Старый Форе в негодовании, что могли заподозрить его верность, стал пространно рассказывать о наложении ареста в нашей квартире, где он был приставлен в качестве стража, приводя в доказательство печати, висевшие на четырех дверях. Он все еще говорил, между тем как мне успели уже сделать девять вопросов. При первом стуке я привстала и, сидя в постели, молча ожидала, что будет далее. Занавески громадной кровати, которую я занимала, были задернуты; два офицера обходят кругом кровати, всматриваются ближе, удивляются и спрашивают, кто я. Я отвечаю им, и тотчас же слышу, как человек двенадцать в один голос восклицают: "Какой слабый голосок! Да ведь это не мужчина!" И толкая друг друга, просовывая головы через плечи других, чтобы лучше разглядеть меня, они еще повторяют: "какой слабенький [91] голосишко! Какая маленькая девочка! Как она худа! Как тщедушна!"
Подтрунивая надо мной, они в то же время делали мне долгий и опасный допрос на счет моего отца, его мнимого заговора и места, где он укрывался, отдыхая после тяжелых трудов. Меня допрашивали также о тетке и о братьях. Ответы мои были кратки: я ничего не знала. Наконец, они ушли к великому удовольствию, нашего стража, который вообще не любил, чтобы нарушали его сон, а тут еще вдобавок и гордость его пострадала. Впрочем, он дал себе слово впредь быть проворнее.

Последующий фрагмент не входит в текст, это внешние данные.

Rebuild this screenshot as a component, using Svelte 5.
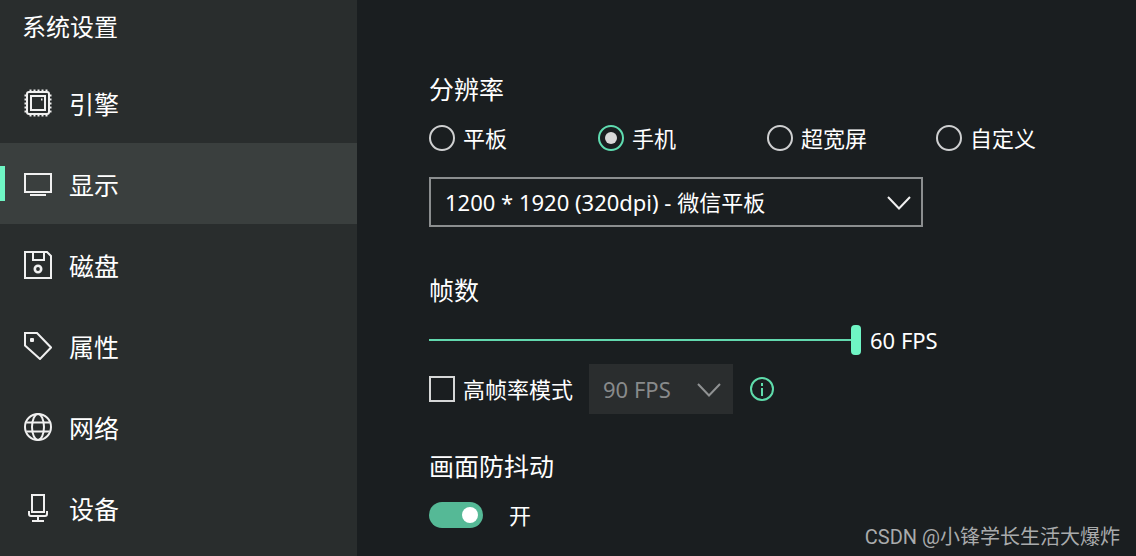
<script lang="ts">
  const sections = [
    { id: "engine", label: "引擎" },
    { id: "display", label: "显示" },
    { id: "disk", label: "磁盘" },
    { id: "props", label: "属性" },
    { id: "network", label: "网络" },
    { id: "device", label: "设备" },
  ];

  const modes = ["平板", "手机", "超宽屏", "自定义"];

  let active = $state("display");
  let mode = $state("手机");
  let fps = $state(60);
  let highFps = $state(false);
  let antiShake = $state(true);
</script>

{#snippet icon(id: string)}
  <svg class="icon" viewBox="0 0 28 28" aria-hidden="true">
    {#if id === "engine"}
      <rect x="3" y="3" width="22" height="22" rx="2" />
      <rect x="7" y="7" width="14" height="14" />
      <path d="M5.500 1.500h18M5.500 26.500h18" stroke-width="2" stroke-dasharray="2 2" />
      <path d="M1.500 5.500v18M26.500 5.500v18" stroke-width="2" stroke-dasharray="2 2" />
      <path d="M17 10.500h1.500" />
    {:else if id === "display"}
      <rect x="1" y="4" width="26" height="18" />
      <path d="M6 25h16" />
    {:else if id === "disk"}
      <path d="M1 1h22l4 4v22H1z" />
      <path d="M9 1v8h11V1" />
      <circle cx="14" cy="18" r="3.2" stroke-width="2.6" />
    {:else if id === "props"}
      <path d="M1 1h12l14 14.500L16 27 1 13.500z" />
      <rect class="dot" x="6" y="6" width="4" height="4" rx="1" />
    {:else if id === "network"}
      <circle cx="14" cy="14" r="13" />
      <ellipse cx="14" cy="14" rx="6" ry="13" />
      <path d="M2.500 9.500h23M2.500 18.500h23" />
    {:else}
      <rect x="8" y="1" width="12" height="17" />
      <path d="M5 17v3q0 2 2 2h14q2 0 2-2v-3M14 22v5M8 27h12" />
    {/if}
  </svg>
{/snippet}

{#snippet chevron()}
  <svg class="chevron" viewBox="0 0 24 14" aria-hidden="true">
    <path d="M1 1l11 11.500L23 1" />
  </svg>
{/snippet}

<div class="page">
  <aside>
    <h1>系统设置</h1>
    <nav>
      {#each sections as s}
        <button
          class="item"
          class:active={active === s.id}
          onclick={() => (active = s.id)}
        >
          {@render icon(s.id)}
          <span>{s.label}</span>
        </button>
      {/each}
    </nav>
  </aside>

  <main>
    <section>
      <h2>分辨率</h2>
      <div class="modes">
        {#each modes as m}
          <label>
            <input type="radio" name="mode" value={m} bind:group={mode} />
            {m}
          </label>
        {/each}
      </div>
      <div class="select resolution">
        <select aria-label="分辨率">
          <option>1200 * 1920 (320dpi) - 微信平板</option>
        </select>
        {@render chevron()}
      </div>
    </section>

    <section>
      <h2>帧数</h2>
      <div class="slider">
        <input id="fps" type="range" min="1" max="60" bind:value={fps} aria-label="帧数" />
        <label for="fps">{fps} FPS</label>
      </div>
      <div class="high">
        <label>
          <input type="checkbox" class="tick" bind:checked={highFps} />
          高帧率模式
        </label>
        <div class="select rate">
          <select aria-label="高帧率模式" disabled={!highFps}>
            <option>90 FPS</option>
          </select>
          {@render chevron()}
        </div>
        <svg class="info" viewBox="0 0 26 26" aria-hidden="true">
          <circle cx="13" cy="13" r="11" />
          <path d="M13 7v3M13 12v8" />
        </svg>
      </div>
    </section>

    <section>
      <h2>画面防抖动</h2>
      <label class="shake">
        <input type="checkbox" role="switch" class="switch" bind:checked={antiShake} />
        {antiShake ? "开" : "关"}
      </label>
    </section>
  </main>

  <div class="watermark">CSDN @小锋学长生活大爆炸</div>
</div>

<style>
  :global(body) {
    background: #1a1e20;
  }

  .page {
    position: relative;
    display: flex;
    min-height: 100vh;
    font-family: "Noto Sans", "Noto Sans CJK SC", sans-serif;
    font-size: 22px;
    color: #fff;
    background: #1a1e20;
  }

  h1,
  h2 {
    margin: 0;
    font-weight: 400;
  }

  input,
  select,
  button {
    appearance: none;
    margin: 0;
    padding: 0;
    border: 0;
    border-radius: 0;
    font: inherit;
    color: inherit;
    background: none;
  }

  aside {
    flex: 0 0 357px;
    background: #292d2d;
  }

  h1 {
    padding: 7px 22px 15px;
    font-size: 24px;
    line-height: 40px;
  }

  .item {
    position: relative;
    display: flex;
    align-items: center;
    gap: 17px;
    width: 100%;
    height: 81px;
    padding: 0 24px;
    font-size: 25px;
    line-height: 40px;
  }

  .item span {
    padding-top: 2px;
  }

  .active {
    background: #3a3f3e;
  }

  .active::before {
    content: "";
    position: absolute;
    left: 0;
    top: 23px;
    width: 5px;
    height: 35px;
    background: #6ff5c4;
  }

  .icon {
    width: 28px;
    height: 28px;
  }

  svg {
    flex: none;
    fill: none;
    stroke: #f0f0f0;
    stroke-width: 2;
  }

  .dot {
    fill: #f0f0f0;
    stroke: none;
  }

  main {
    flex: 1;
    padding: 70px 72px 28px;
  }

  h2 {
    font-size: 25px;
    line-height: 38px;
  }

  label {
    display: flex;
    align-items: center;
    gap: 8px;
    line-height: 26px;
    white-space: nowrap;
  }

  .modes {
    display: grid;
    grid-template-columns: repeat(4, 169px);
    height: 28px;
    margin: 16px 0 25px;
  }

  input[type="radio"] {
    display: grid;
    place-items: center;
    width: 26px;
    height: 26px;
    border: 2px solid #cfd0d1;
    border-radius: 50%;
  }

  input[type="radio"]:checked {
    border-color: #5fdcb0;
  }

  input[type="radio"]:checked::before {
    content: "";
    width: 12px;
    height: 12px;
    border-radius: 50%;
    background: #d8d8d8;
  }

  .select {
    position: relative;
    height: 50px;
  }

  .select select {
    width: 100%;
    height: 100%;
    padding: 0 14px;
  }

  .select .chevron {
    position: absolute;
    right: 12px;
    top: 19px;
    width: 24px;
    height: 14px;
    pointer-events: none;
  }

  .resolution {
    max-width: 494px;
    margin-bottom: 44px;
  }

  .resolution select {
    border: 2px solid #8b8e8f;
  }

  .slider {
    display: flex;
    align-items: center;
    gap: 9px;
    height: 30px;
    margin: 16px 0 9px;
  }

  input[type="range"] {
    width: 432px;
    height: 30px;
    background: linear-gradient(#62d9ae, #62d9ae) center / 100% 2px no-repeat;
  }

  input[type="range"]::-webkit-slider-thumb {
    appearance: none;
    width: 10px;
    height: 30px;
    border-radius: 4px;
    background: #6ff5c4;
  }

  .high {
    display: flex;
    align-items: center;
    height: 50px;
    margin-bottom: 33px;
  }

  .tick {
    width: 26px;
    height: 26px;
    border: 2px solid #d6d7d7;
  }

  .tick:checked {
    background: #55bd98;
  }

  .rate {
    width: 144px;
    margin: 0 16px;
    background: #2a2d2e;
  }

  .rate select:disabled {
    opacity: 1;
    color: #888a8b;
  }

  .rate .chevron {
    stroke: #909293;
  }

  .info {
    width: 26px;
    height: 26px;
    stroke: #5fdcab;
  }

  .shake {
    gap: 26px;
    height: 26px;
    margin-top: 17px;
  }

  .switch {
    display: flex;
    align-items: center;
    width: 54px;
    height: 26px;
    padding: 0 5px;
    border-radius: 13px;
    background: #6b6f70;
  }

  .switch::before {
    content: "";
    width: 16px;
    height: 16px;
    border-radius: 50%;
    background: #fff;
  }

  .switch:checked {
    justify-content: flex-end;
    background: #55b996;
  }

  .watermark {
    position: absolute;
    right: 16px;
    bottom: 4px;
    font-family: Roboto, "Noto Sans CJK SC", sans-serif;
    font-size: 20px;
    line-height: 30px;
    color: #a9abac;
  }
</style>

Когда обыск кончился, со мной сделался такой припадок нервной дрожи, какого я никогда не испытывала во всей своей жизни. Силы совершенно покинули меня, как только я перестала слышать их шаги. Изнемогая под тяжестью своего несчастья и сиротства, подавленная сознанием своей слабости, я провела остальную часть ночи в состоянии нравственного и физического страдания, близкого к отчаянию. Никогда еще беспомощное положение мое не казалось мне столь ужасным. Много раз еще повторялись эти ночные посещения с целью, как говорили, отыскать оружие, спрятанное в нашей квартире. Старик Форе, не понимавший, что это было лишь предлогом, выбивался из сил, рассказывая историю наложения печатей, и удивлялся, что его никто не слушал. Одна я навлекала эти докучные обыски. Делая вид, будто везде обыскивают, комиссары в то же время предлагали мне вопросы тем более коварные, что могло казаться, будто они вырывались у них без всякого злого умысла, мимоходом, и как будто случайно при виде какой-нибудь вещи, попадавшейся им под руку. К счастью я понимала, что это ловушка, и не поддавалась им. Впрочем, я и не могла бы отвечать им так, чтобы их удовлетворить. С тех пор как отец мой покинул предместье Вез, мне было совершенно неизвестно, что с ним сталось. Только впоследствии я узнала, насколько мы были обязаны г-же де-ля-Кост, которая была столь добра, что согласилась принять его к себе.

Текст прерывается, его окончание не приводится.